1. Leon Black (from Curb Your Enthusiasm)
A common theme you’ll find in this post is that a spinoff can be an effective stall tactic. Take Larry David, for instance. No one knows if he’ll do another season of Curb Your Enthusiasm, not Jeff Garlin, not HBO, not even Larry David himself. That’s a damn shame for all the obvious reasons, but also because the last two seasons of Curb were it’s best, largely due to the presence of Leon Black, who joined the cast in season six and really took in seven and eight. If Larry wants to give himself a well-deserved break from acting, while still continuing to write for Curb, give Leon his own show. J.B. Smoove deserves to be a mega-star, and letting his Leon run wild in New York or wherever would accomplish just that. Without Curb and soon Eastbound & Down, HBO needs another comedy to step up.
2. Wynn Duffy (from Justified)
As Danger gleefully pointed out, Wynn Duffy, who reacts to things like no other, was already supposed to have died on Justified…twice. Thank you, Timothy Olyphant, for telling producers to not kill him, and thank you producers for presumably giving Olyphant an ol’ fashioned during season four, when Duffy was maybe the best non-Boyd character on a show full of great non-Boyd characters. I hate the thought of Wynn stepping out of Harlan, but I love the idea of following his exploits in all towns east of the Mississippi, distributing heroin to the adults and life lessons to the kids (“Now, if someone accuses you of being a fake blonde, threaten to break their spine over a step ladder”).

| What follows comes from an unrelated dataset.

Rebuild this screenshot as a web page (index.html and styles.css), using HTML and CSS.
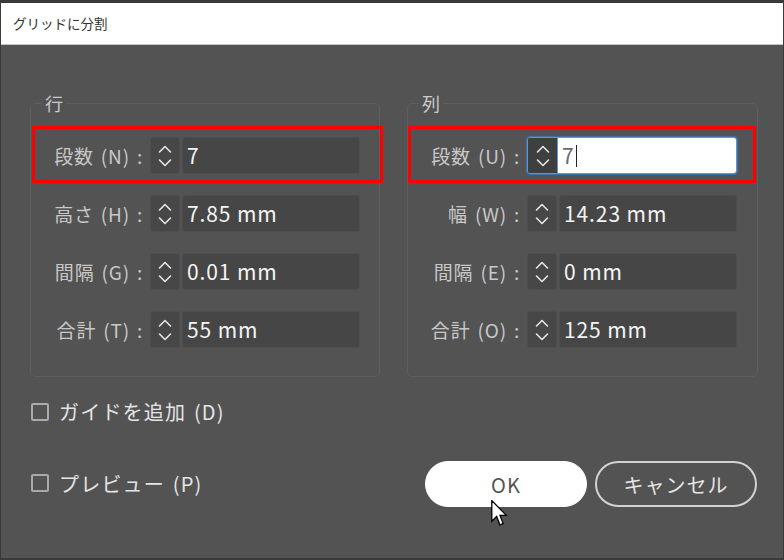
FILE: index.html
```html
<!DOCTYPE html>
<html lang="ja">
<head>
<meta charset="utf-8">
<title>グリッドに分割</title>
<link rel="stylesheet" href="styles.css">
</head>
<body>
<div class="window">
  <div class="titlebar">グリッドに分割</div>
  <div class="content">
    <div class="groups">
      <fieldset class="group">
        <legend>行</legend>
        <div class="row marked">
          <span class="label">段数 (N) :</span>
          <div class="field"><span class="spin"><svg viewBox="0 0 14 26" width="14" height="26"><path d="M1.5 9 L7 3.5 L12.5 9 M1.5 17 L7 22.5 L12.5 17"/></svg></span><span class="val">7</span></div>
          <span class="mark"></span>
        </div>
        <div class="row">
          <span class="label">高さ (H) :</span>
          <div class="field"><span class="spin"><svg viewBox="0 0 14 26" width="14" height="26"><path d="M1.5 9 L7 3.5 L12.5 9 M1.5 17 L7 22.5 L12.5 17"/></svg></span><span class="val">7.85 mm</span></div>
        </div>
        <div class="row">
          <span class="label">間隔 (G) :</span>
          <div class="field"><span class="spin"><svg viewBox="0 0 14 26" width="14" height="26"><path d="M1.5 9 L7 3.5 L12.5 9 M1.5 17 L7 22.5 L12.5 17"/></svg></span><span class="val">0.01 mm</span></div>
        </div>
        <div class="row">
          <span class="label">合計 (T) :</span>
          <div class="field"><span class="spin"><svg viewBox="0 0 14 26" width="14" height="26"><path d="M1.5 9 L7 3.5 L12.5 9 M1.5 17 L7 22.5 L12.5 17"/></svg></span><span class="val">55 mm</span></div>
        </div>
      </fieldset>
      <fieldset class="group right">
        <legend>列</legend>
        <div class="row marked">
          <span class="label">段数 (U) :</span>
          <div class="field focus"><span class="spin"><svg viewBox="0 0 14 26" width="14" height="26"><path d="M1.5 9 L7 3.5 L12.5 9 M1.5 17 L7 22.5 L12.5 17"/></svg></span><span class="val">7<span class="caret"></span></span></div>
          <span class="mark"></span>
        </div>
        <div class="row">
          <span class="label">幅 (W) :</span>
          <div class="field"><span class="spin"><svg viewBox="0 0 14 26" width="14" height="26"><path d="M1.5 9 L7 3.5 L12.5 9 M1.5 17 L7 22.5 L12.5 17"/></svg></span><span class="val">14.23 mm</span></div>
        </div>
        <div class="row">
          <span class="label">間隔 (E) :</span>
          <div class="field"><span class="spin"><svg viewBox="0 0 14 26" width="14" height="26"><path d="M1.5 9 L7 3.5 L12.5 9 M1.5 17 L7 22.5 L12.5 17"/></svg></span><span class="val">0 mm</span></div>
        </div>
        <div class="row">
          <span class="label">合計 (O) :</span>
          <div class="field"><span class="spin"><svg viewBox="0 0 14 26" width="14" height="26"><path d="M1.5 9 L7 3.5 L12.5 9 M1.5 17 L7 22.5 L12.5 17"/></svg></span><span class="val">125 mm</span></div>
        </div>
      </fieldset>
    </div>
    <div class="check guide"><span class="box"></span>ガイドを追加 (D)</div>
    <div class="bottom">
      <div class="check"><span class="box"></span>プレビュー (P)</div>
      <div class="buttons">
        <button class="btn ok">OK</button>
        <button class="btn cancel">キャンセル</button>
      </div>
    </div>
  </div>
  <svg class="cursor" viewBox="0 0 13 21" width="17" height="27"><path d="M0.5 0.5 L0.5 16.5 L4.3 12.8 L6.8 19.3 L9.3 18.3 L6.9 11.9 L11.8 11.9 Z"/></svg>
</div>
</body>
</html>
```

FILE: styles.css
```css
html, body {
  margin: 0;
  padding: 0;
  background: #3a3a3a;
}
body {
  width: 784px;
  height: 560px;
  overflow: hidden;
  font-family: "Noto Sans CJK JP", "Noto Sans", sans-serif;
}
.window {
  position: relative;
  margin-top: 3px;
  margin-left: 1px;
  width: 782px;
  height: 555px;
  background: #535353;
}
.titlebar {
  height: 41px;
  background: #ffffff;
  border-bottom: 1px solid #c8c8c8;
  color: #333;
  font-size: 13.5px;
  line-height: 41px;
  padding-left: 12px;
}
.content {
  padding: 0 0 0 29px;
}
.groups {
  display: flex;
  gap: 27px;
  padding-top: 47px;
}
.group {
  margin: 0;
  width: 348px;
  padding: 23px 0 28px 0;
  border: 1px solid #5e5e5e;
  border-radius: 5px;
  display: flex;
  flex-direction: column;
  gap: 21px;
  min-inline-size: 0;
}
.group.right {
  width: 349px;
}
.group legend {
  margin-left: 11px;
  padding: 0 3px;
  font-size: 18px;
  line-height: 22px;
  color: #cbcbcb;
}
.row {
  position: relative;
  display: flex;
  align-items: center;
  height: 37px;
}
.label {
  width: 112px;
  text-align: right;
  padding-right: 7px;
  font-size: 19px;
  color: #c8c8c8;
  white-space: pre;
  letter-spacing: 0.8px;
  word-spacing: 2px;
}
.field {
  display: flex;
  gap: 2px;
  width: 210px;
  height: 37px;
}
.spin {
  width: 30px;
  flex: none;
  background: #474747;
  border: 1px solid #4e4e4e;
  border-radius: 3px;
  box-sizing: border-box;
  display: flex;
  align-items: center;
  justify-content: center;
}
.spin svg path {
  fill: none;
  stroke: #e6e6e6;
  stroke-width: 1.6;
  stroke-linecap: round;
  stroke-linejoin: round;
}
.val {
  flex: 1;
  background: #464646;
  border: 1px solid #4e4e4e;
  border-radius: 3px;
  box-sizing: border-box;
  padding-left: 4px;
  font-size: 21px;
  letter-spacing: 0.9px;
  line-height: 35px;
  color: #f4f4f4;
  display: flex;
  align-items: center;
}
.field.focus {
  gap: 0;
  border: 1px solid #5f95d0;
  border-radius: 3px;
  box-sizing: border-box;
  box-shadow: 0 0 0 1px #3f6fa3;
}
.field.focus .spin {
  background: #3f3f3f;
  border: none;
  border-right: 1px solid #5f95d0;
  border-radius: 2px 0 0 2px;
}
.field.focus .val {
  background: #ffffff;
  border: none;
  border-radius: 0 2px 2px 0;
  color: #6a6a6a;
}
.caret {
  display: inline-block;
  width: 1px;
  height: 22px;
  background: #222;
  margin-left: 1px;
}
.mark {
  position: absolute;
  left: 1px;
  right: -4px;
  top: -11px;
  bottom: -9px;
  border: 3px solid #ff0000;
}
.group.right .mark {
  left: 0;
  right: 1px;
}
.check {
  display: flex;
  align-items: center;
  gap: 10px;
  font-size: 20px;
  color: #e4e4e4;
  letter-spacing: 1.2px;
  word-spacing: 2px;
}
.box {
  width: 14px;
  height: 14px;
  border: 2px solid #a9a9a9;
  border-radius: 2px;
}
.guide {
  margin-top: 20px;
  padding-left: 1px;
}
.bottom {
  margin-top: 33px;
  display: flex;
  align-items: center;
  justify-content: space-between;
  padding-left: 1px;
  padding-right: 26px;
}
.buttons {
  display: flex;
  gap: 8px;
  margin-top: 2px;
}
.btn {
  width: 162px;
  height: 46px;
  border-radius: 23px;
  font-family: "Noto Sans CJK JP", "Noto Sans", sans-serif;
  font-size: 20px;
  letter-spacing: 1px;
  padding: 0;
}
.ok {
  background: #ffffff;
  border: 1px solid #ffffff;
  color: #555;
}
.cancel {
  background: transparent;
  border: 2px solid #d2d2d2;
  color: #e4e4e4;
}
.cursor {
  position: absolute;
  left: 490px;
  top: 497px;
}
.cursor path {
  fill: #ffffff;
  stroke: #000;
  stroke-width: 1;
  stroke-linejoin: miter;
}
```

Or if not God, Thy Name is Wynn Duffy’s Hair, there’s always Jackie Nevada: Foxy Grifter.
3. Marissa Wompler (from Comedy Bang! Bang!)
Technically, Marissa hasn’t appeared on IFC’s Comedy Bang! Bang! yet, but podcast listeners know how great the Grimace-meets-pyramids-meets-upside-down-blueberry-muffins is, and how much TV needs a Womp It Up! talk show. Or if not that, at least a chronicle of Marissa’s life in Marina del Rey, where she spends her days with Gutterballs and Listler and nights with Seth. Traci Rearden can drop by, too, during sweeps week.
4. Tyrion Lannister and Bronn (from Game of Thrones) (counting a pair as one)
If David Benioff and D.B. Weiss want to give George R.R. Martin a little more time to finish writing books six and seven of the A Song of Ice and Fire series, something he sorely needs (especially with football season right around the corner), do what we’ve been requesting for years and: THE ADVENTURES OF TYRION AND BRONN. In this week’s episode, Tyrion helps Bronn search for a last name…and then they have sex and drink. I’d watch that.
5. Coach (from New Girl)
Damon Wayans, Jr. is a lucky man. Not only did he get to play husband with Eliza Coupe on Happy Endings, once that show was sadly, unfairly, cruelly, tortuously cancelled, he was able to come back to the series he unceremoniously left to join Happy Endings: New Girl. We know almost nothing about Coach, other than he’s a coach, isn’t Craig T. Nelson, and he lived with Nick, Schmidt, and briefly, Jess. He’ll return during season three, though, for at least six episodes and possibly more. Not only should there be more, there should be a Coach spinoff, in which he lives in the same building as Jess & Co., but in a different apartment, with new roommates who are very similar to his old ones. I’m mainly pitching this idea because I want to know who the black Zooey Deschanel is.
6. Donna Meagle (from Parks and Recreation)
Of all the characters on Parks and Recreation, Donna Meagle is the one who’s least defined by her government job. Work isn’t so much an annoyance or source of pride to Donna as it is a way to amuse herself until she can head to the club or pick up some tail to use and abuse for the night, and only the night. She’s great, and with Parks likely ending soon, the best candidate to get out of Pawnee and tour the world with her cousin Ginuwine.
7. Brock Samson (from The Venture Bros.)
The season of The Venture Bros. that just came and went was brilliant from start to finish. It’s nearly unprecedented for a show to go on hiatus for as long as it did (from 2010 to 2013, give or take a special) and return to powerfully. My one tiny complaint: not nearly enough Brock. There’s never enough Brock, really, so rather than wait another three years for the continuing adventures of the Monarch, Dr. Mrs. the Monarch, and 21 in Don Draper’s childhood whore house of a home, give Brock a spinoff, possibly about his illegitimate kids on Spanakos. SPANAKOPITA!
8. Eric Northman and Jessica Hamby (from True Blood)
I don’t really have a pitch here, just an idea that Eric and Jessica are the only redeeming characters on True Blood, therefore they should be off True Blood and on each other, in a different show.
9. Tyreese (from The Walking Dead)
“F*ck trying to save these crazy white people. I’m heading to Baltimore.”
10. How I Met Your Father (from How I Met Your Mother)
Plot Summary: HAHAHHAHAHAHAHAHAHAHAHAHAHAHAHAHAHAHAHA. NO.